Common Pitfalls and How to Avoid Them
Mistaking CVSS for Exploitability

CVSS measures potential impact, not current threat. Many teams mistakenly prioritize CVSS 10 vulnerabilities that are not actively exploited, while missing out on medium-score vulnerabilities that are being weaponized today.

KEV acts as a real-world filter. It helps developers understand where to act first, avoiding wasted resources.

Not Automating Updates

KEV is dynamic. New CVEs are added weekly. If you're not syncing the latest data automatically, you're missing out on critical updates. It’s best practice to set a daily or hourly pull mechanism, depending on your deployment frequency.

Ignoring Non-Patched KEV Items

Sometimes, KEV lists CVEs before a patch is available. In these cases, virtual patching (e.g., using WAFs, network segmentation, or container rebase) and strict monitoring are essential interim strategies.

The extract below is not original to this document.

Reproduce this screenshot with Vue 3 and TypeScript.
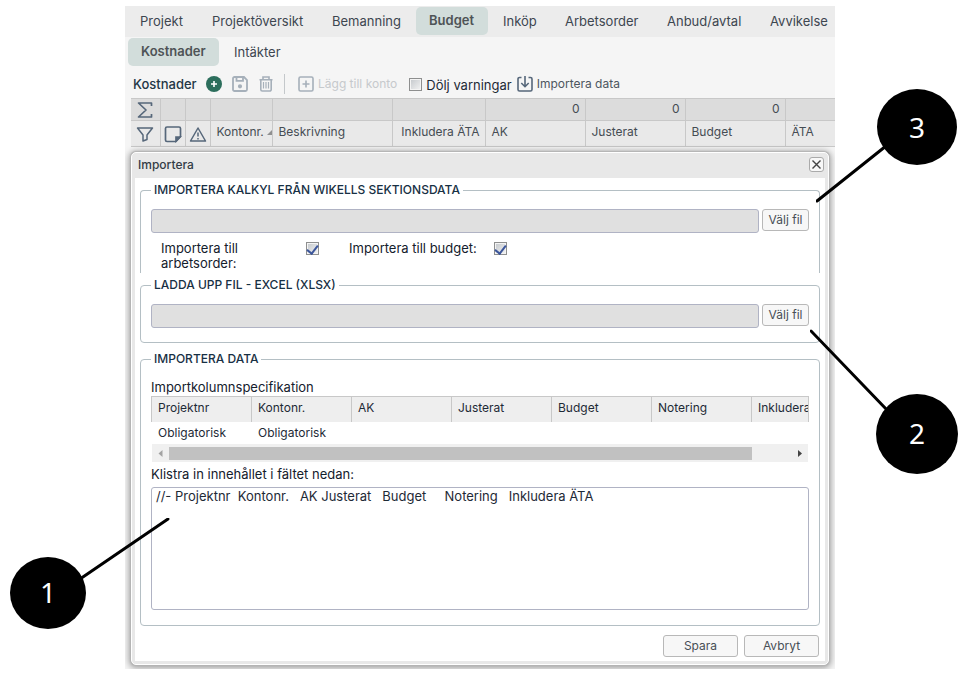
<script setup lang="ts">
import { ref } from 'vue'

interface Tab { label: string; active?: boolean }

const mainTabs: Tab[] = [
  { label: 'Projekt' },
  { label: 'Projektöversikt' },
  { label: 'Bemanning' },
  { label: 'Budget', active: true },
  { label: 'Inköp' },
  { label: 'Arbetsorder' },
  { label: 'Anbud/avtal' },
  { label: 'Avvikelse' },
]
const subTabs: Tab[] = [{ label: 'Kostnader', active: true }, { label: 'Intäkter' }]

const specColumns = ['Projektnr', 'Kontonr.', 'AK', 'Justerat', 'Budget', 'Notering', 'Inkludera ÄTA']
const specRequired = ['Obligatorisk', 'Obligatorisk', '', '', '', '', '']

const hideWarnings = ref(false)
const toWorkOrder = ref(true)
const toBudget = ref(true)
const wikellsFile = ref('')
const excelFile = ref('')
const pasted = ref('//- Projektnr  Kontonr.   AK Justerat   Budget     Notering   Inkludera ÄTA')
</script>

<template>
  <div class="page">
    <main class="app">
      <nav class="tabs main-tabs">
        <a v-for="t in mainTabs" :key="t.label" href="#" class="tab" :class="{ active: t.active }">{{ t.label }}</a>
      </nav>
      <nav class="tabs sub-tabs">
        <a v-for="t in subTabs" :key="t.label" href="#" class="tab" :class="{ active: t.active }">{{ t.label }}</a>
      </nav>

      <div class="toolbar">
        <h1>Kostnader</h1>
        <button type="button" class="tool" aria-label="Lägg till">
          <svg width="16" height="16" viewBox="0 0 16 16"><circle cx="8" cy="8" r="8" fill="#2c6e5c" /><path d="M8 5v6M5 8h6" stroke="#fff" stroke-width="1.6" /></svg>
        </button>
        <button type="button" class="tool" aria-label="Spara">
          <svg width="16" height="16" viewBox="0 0 16 16" fill="none" stroke="#a6b0ba" stroke-width="1.8"><path d="M1 2.5A1.5 1.5 0 0 1 2.5 1H12l3 3v9.5a1.5 1.5 0 0 1-1.5 1.5h-11A1.5 1.5 0 0 1 1 13.500z" /><path d="M4.500 1v3.800h6.500V1" /><circle cx="8" cy="10.300" r="1.200" fill="#a6b0ba" /></svg>
        </button>
        <button type="button" class="tool" aria-label="Ta bort">
          <svg width="16" height="16" viewBox="0 0 16 16" fill="none" stroke="#a6b0ba" stroke-width="1.6"><path d="M1.500 3.700h13M5 3.500V1h6v2.500M2.800 4v9.500A1.500 1.500 0 0 0 4.300 15h7.400a1.500 1.500 0 0 0 1.500-1.500V4" /><path d="M5.500 6v6.500M8 6v6.500M10.500 6v6.500" stroke-width="1.200" /></svg>
        </button>
        <span class="divider"></span>
        <button type="button" class="tool text-tool muted" disabled>
          <svg width="16" height="16" viewBox="0 0 16 16" fill="none" stroke="#a6b0ba" stroke-width="1.6"><rect x="1" y="1" width="14" height="14" rx="1.500" /><path d="M8 4.500v7M4.500 8h7" /></svg>
          Lägg till konto
        </button>
        <label class="check-label"><input v-model="hideWarnings" type="checkbox" class="check" /><span>Dölj varningar</span></label>
        <button type="button" class="tool text-tool">
          <svg width="16" height="16" viewBox="0 0 16 16" fill="none" stroke="#56677a" stroke-width="1.6"><path d="M4.500 1.500H2.500A1.500 1.500 0 0 0 1 3v10.500A1.500 1.500 0 0 0 2.500 15h11a1.500 1.500 0 0 0 1.500-1.500V3a1.500 1.500 0 0 0-1.500-1.500h-2" /><path d="M8 0v10.500M4.300 7L8 10.700 11.700 7" /></svg>
          Importera data
        </button>
      </div>

      <table class="grid">
        <colgroup>
          <col class="c-first" /><col class="c-icon" /><col class="c-icon" /><col class="c-account" /><col class="c-desc" />
          <col class="c-ata" /><col class="c-num" /><col class="c-num" /><col class="c-num" /><col />
        </colgroup>
        <tbody>
          <tr class="sums">
            <td class="icon">
              <svg width="16" height="16" viewBox="0 0 16 16" fill="none" stroke="#56677a" stroke-width="1.700"><path d="M14.500 4V1H1.500l7.500 7-7.500 7h13v-3" stroke-linejoin="round" /></svg>
            </td>
            <td></td><td></td><td></td><td></td><td></td>
            <td>0</td><td>0</td><td>0</td><td></td>
          </tr>
          <tr class="heads">
            <th class="icon"><svg width="18" height="18" viewBox="0 0 18 18" fill="none" stroke="#56677a" stroke-width="1.500"><path d="M1.500 3h15l-5.500 7v4.500L7 16V10z" stroke-linejoin="round" /></svg></th>
            <th class="icon"><svg width="18" height="18" viewBox="0 0 18 18" fill="none" stroke="#56677a" stroke-width="1.700"><path d="M3 2h12a1.500 1.500 0 0 1 1.500 1.500V11.500L12 16.500H3A1.500 1.500 0 0 1 1.500 15V3.500A1.500 1.500 0 0 1 3 2z" /><path d="M12 16v-4h4z" fill="#56677a" /></svg></th>
            <th class="icon"><svg width="18" height="18" viewBox="0 0 18 18" fill="none" stroke="#56677a" stroke-width="1.500"><path d="M9 3L16.500 16h-15z" stroke-linejoin="round" /><path d="M9 7.500v4M9 13v1.500" /></svg></th>
            <th><span class="sorted">Kontonr.<svg width="5" height="5" viewBox="0 0 5 5"><path d="M5 0v5H0z" fill="#909090" /></svg></span></th>
            <th>Beskrivning</th>
            <th class="right">Inkludera ÄTA</th>
            <th>AK</th><th>Justerat</th><th>Budget</th><th>ÄTA</th>
          </tr>
        </tbody>
      </table>

      <section class="dialog" role="dialog" aria-labelledby="dialog-title">
        <header>
          <h2 id="dialog-title">Importera</h2>
          <button type="button" class="close" aria-label="Stäng">
            <svg width="9" height="9" viewBox="0 0 9 9"><path d="M.5.5l8 8M8.500.5l-8 8" stroke="#444" stroke-width="1.400" /></svg>
          </button>
        </header>
        <div class="body">
          <fieldset class="open">
            <legend>IMPORTERA KALKYL FRÅN WIKELLS SEKTIONSDATA</legend>
            <div class="file-row">
              <input v-model="wikellsFile" type="text" readonly aria-label="Kalkylfil" />
              <button type="button" class="btn pick">Välj fil</button>
            </div>
            <div class="options">
              <label for="to-order">Importera till arbetsorder:</label>
              <input id="to-order" v-model="toWorkOrder" type="checkbox" class="check" />
              <label for="to-budget">Importera till budget:</label>
              <input id="to-budget" v-model="toBudget" type="checkbox" class="check" />
            </div>
          </fieldset>

          <fieldset class="upload">
            <legend>LADDA UPP FIL - EXCEL (XLSX)</legend>
            <div class="file-row">
              <input v-model="excelFile" type="text" readonly aria-label="Excelfil" />
              <button type="button" class="btn pick">Välj fil</button>
            </div>
          </fieldset>

          <fieldset class="data">
            <legend>IMPORTERA DATA</legend>
            <div class="caption">Importkolumnspecifikation</div>
            <table class="spec">
              <thead><tr><th v-for="c in specColumns" :key="c">{{ c }}</th></tr></thead>
              <tbody><tr><td v-for="(r, i) in specRequired" :key="i">{{ r }}</td></tr></tbody>
            </table>
            <div class="scrollbar">
              <svg width="17" height="18" viewBox="0 0 17 18"><path d="M10.500 6v7L6.500 9.500z" fill="#a3a3a3" /></svg>
              <div class="track"><div class="thumb"></div></div>
              <svg width="17" height="18" viewBox="0 0 17 18"><path d="M7 6v7l4-3.500z" fill="#444" /></svg>
            </div>
            <label for="paste" class="paste-label">Klistra in innehållet i fältet nedan:</label>
            <textarea id="paste" v-model="pasted" spellcheck="false"></textarea>
          </fieldset>

          <div class="actions">
            <button type="button" class="btn">Spara</button>
            <button type="button" class="btn">Avbryt</button>
          </div>
        </div>
      </section>
    </main>

    <div class="callout one">
      <svg width="160" height="112" viewBox="0 0 160 112"><ellipse cx="38" cy="75" rx="38" ry="36" /><path d="M70 61L158 1" /></svg>
      <span>1</span>
    </div>
    <div class="callout two">
      <svg width="148" height="146" viewBox="0 0 148 146"><ellipse cx="107" cy="106" rx="41" ry="40" /><path d="M78 83L1 3" /></svg>
      <span>2</span>
    </div>
    <div class="callout three">
      <svg width="142" height="116" viewBox="0 0 142 116"><ellipse cx="101" cy="38" rx="40" ry="38" /><path d="M70 57L1 112" /></svg>
      <span>3</span>
    </div>
  </div>
</template>

<style>
body { background: #fff; }
</style>

<style scoped>
* { box-sizing: border-box; }
.page {
  position: relative;
  padding: 6px 136px 6px 125px;
  font: 13px/16px Inter, "Open Sans", sans-serif;
  color: #1e2a36;
}
h1, h2, fieldset, legend { margin: 0; padding: 0; }
button, input, textarea { font: inherit; color: inherit; margin: 0; }
.app { background: #f5f5f5; overflow: hidden; padding-bottom: 4px; }

.tabs { display: grid; gap: 2px; white-space: nowrap; }
.main-tabs {
  grid-template-columns: 70px 118px 95px 72px 60px 100px 101px 1fr;
  height: 31px;
  padding: 1px 0 2px 2px;
  background: #ececec;
}
.sub-tabs { grid-template-columns: 91px 1fr; height: 31px; padding: 1px 0 2px 3px; }
.tab { padding: 6px 0 0 13px; color: #3d4650; text-decoration: none; border-radius: 5px; }
.tab.active { padding-top: 5px; background: #d2dddb; color: #4e5356; font-weight: 600; }

.toolbar { display: flex; align-items: center; height: 30px; padding-left: 8px; margin: 1px 0 -1px; white-space: nowrap; }
h1 { width: 73px; font-size: 13px; font-weight: 500; color: #233746; }
.tool { display: flex; align-items: center; gap: 4px; padding: 0; border: 0; background: none; margin-right: 10px; }
.tool svg { flex: none; }
.text-tool { font-size: 12px; color: #4d5660; }
.text-tool.muted { color: #c6c9cc; margin-right: 12px; }
.divider { width: 1px; height: 20px; background: #c4c8cb; margin-right: 13px; }
.check-label { display: flex; align-items: center; gap: 4px; margin-right: 5px; }
.check-label span { padding-top: 2px; }

.check {
  appearance: none;
  flex: none;
  width: 13px;
  height: 13px;
  border: 1px solid #8e8f8f;
  background: linear-gradient(135deg, #c3c7cb, #f4f4f4);
  box-shadow: inset 0 0 0 1px #f4f4f4;
}
.check:checked { display: grid; place-items: center; }
.check:checked::after {
  content: "";
  width: 5px;
  height: 9px;
  margin-bottom: 2px;
  border: solid #3c569b;
  border-width: 0 2px 2px 0;
  transform: rotate(38deg);
}

.grid { width: calc(100% - 6px); margin-left: 6px; border-collapse: collapse; table-layout: fixed; font-size: 12px; color: #454c53; }
.c-first { width: 29px; }
.c-icon { width: 25px; }
.c-account { width: 62px; }
.c-desc { width: 120px; }
.c-ata { width: 93px; }
.c-num { width: 100px; }
.grid td, .grid th { padding: 0 5px 2px 6px; border: 1px solid #c8c8c8; border-left: 0; text-align: left; font-weight: 400; white-space: nowrap; }
.grid tr > :last-child { border-right: 0; }
.sums td { height: 22px; background: #dcdcdc; text-align: right; }
.heads th { height: 26px; padding-bottom: 3px; background: #e9e9e9; }
.grid .icon { padding: 0; text-align: center; }
.grid .icon svg { display: block; margin: 0 auto; }
.grid .right { padding-left: 0; text-align: right; }
.grid .sums td { text-align: right; }
.sorted { display: flex; align-items: center; justify-content: space-between; margin-right: -5px; }

.dialog {
  margin: 5px 6px 0;
  padding: 0 3px 3px;
  border: 1px solid #fff;
  border-radius: 5px;
  background: #e8e8e8;
  box-shadow: 0 0 1px 1px #b4b4b4, 0 1px 6px 2px rgba(0, 0, 0, 0.35);
}
.dialog header { display: flex; align-items: center; justify-content: space-between; height: 25px; padding: 0 1px 2px 3px; }
h2 { font-size: 12px; font-weight: 500; color: #333c46; }
.close { display: grid; place-items: center; width: 15px; height: 15px; padding: 0; border: 1px solid #aaa; border-radius: 3px; background: #f8f8f8; }
.body { background: #fff; padding: 4px 5px; }

fieldset { min-width: 0; border: 1px solid #b4bfc4; border-radius: 4px; padding: 11px 10px 0; }
legend { height: 16px; padding: 0 3px; font-size: 12px; font-weight: 500; color: #173044; white-space: nowrap; }
.open { border-bottom: 0; border-radius: 4px 4px 0 0; height: 91px; }
.upload { margin-top: 4px; padding-bottom: 14px; }
.data { margin-top: 8px; padding: 12px 10px 15px; }
.file-row { display: flex; align-items: flex-start; gap: 3px; }
.file-row input { flex: 1; min-width: 0; height: 24px; border: 1px solid #b0b3c4; border-radius: 3px; background: #e0e0e0; padding: 0 5px; outline: 0; }
.btn { width: 75px; height: 22px; padding: 0; border: 1px solid #b8b8b8; border-radius: 3px; background: #f7f7f7; font-size: 12px; color: #484f56; }
.btn.pick { width: 47px; }
.options { display: flex; align-items: flex-start; padding: 8px 10px 0; line-height: 15px; }
.options label { width: 145px; padding-right: 15px; }
.options .check { margin: 1px 30px 0 0; }
.options label, .caption, .paste-label { color: #14202c; }
.caption { margin-bottom: 1px; }

.spec { width: 100%; table-layout: fixed; border-collapse: separate; border-spacing: 0; font-size: 12px; }
.spec th, .spec td { width: 100px; padding: 0 0 0 6px; font-weight: 400; text-align: left; white-space: nowrap; overflow: hidden; }
.spec th { height: 26px; padding-bottom: 3px; border: solid #c8c8c8; border-width: 1px 0 0 1px; background: #eee; }
.spec th:last-child { width: auto; border-right-width: 1px; }
.spec td { height: 22px; padding-left: 7px; }
.scrollbar { display: flex; height: 18px; margin: 0 1px; background: #f0f0f0; }
.track { flex: 1; padding: 3px 0 2px; }
.thumb { width: calc(100% - 39px); height: 13px; background: #c1c1c1; }
.paste-label { display: block; margin: 4px 0 5px; }
textarea { display: block; width: 100%; height: 123px; padding: 0 4px; border: 1px solid #b0b3c4; border-radius: 3px; background: #fff; resize: none; outline: 0; white-space: pre; overflow: hidden; }
.actions { display: flex; justify-content: flex-end; gap: 6px; margin-top: 9px; padding-right: 1px; }

.callout { position: absolute; pointer-events: none; }
.callout svg { display: block; stroke: #000; stroke-width: 3; stroke-linecap: round; }
.callout ellipse { stroke: none; }
.callout span { position: absolute; width: 40px; text-align: center; font: 28px/36px "Noto Sans", sans-serif; color: #fff; }
.one { left: 10px; top: 518px; }
.one span { left: 18px; top: 56px; }
.two { right: 13px; top: 328px; }
.two span { left: 87px; top: 87px; }
.three { right: 13px; top: 89px; }
.three span { left: 81px; top: 20px; }
</style>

How CISA KEV Complements Other Security Tools

While KEV is powerful on its own, it is most effective when paired with:

  • CVSS for severity scoring

  • EPSS (Exploit Prediction Scoring System) for forecasting likely threats

  • SBOMs (Software Bill of Materials) to trace impacted components

  • SAST/DAST/IAST tools to identify application layer weaknesses

KEV gives your vulnerability posture ground truth, a clear “what’s being attacked now” lens to focus your energy and engineering time.

Final Thoughts

The CISA KEV catalog is more than a compliance list. For developers, it's a tactical guide to secure your software against real-world threats. In a world where zero-days and exploit kits are sold on dark markets, staying ahead means knowing what’s being exploited, not just what could be.

By integrating KEV into your SDLC, CI/CD pipelines, infrastructure builds, and security monitoring, your team can:

  • Cut patch deployment cycles from weeks to days

  • Focus developer time on critical issues

  • Deliver more secure software, faster

This is modern security engineering. And the KEV catalog is a cornerstone of that approach.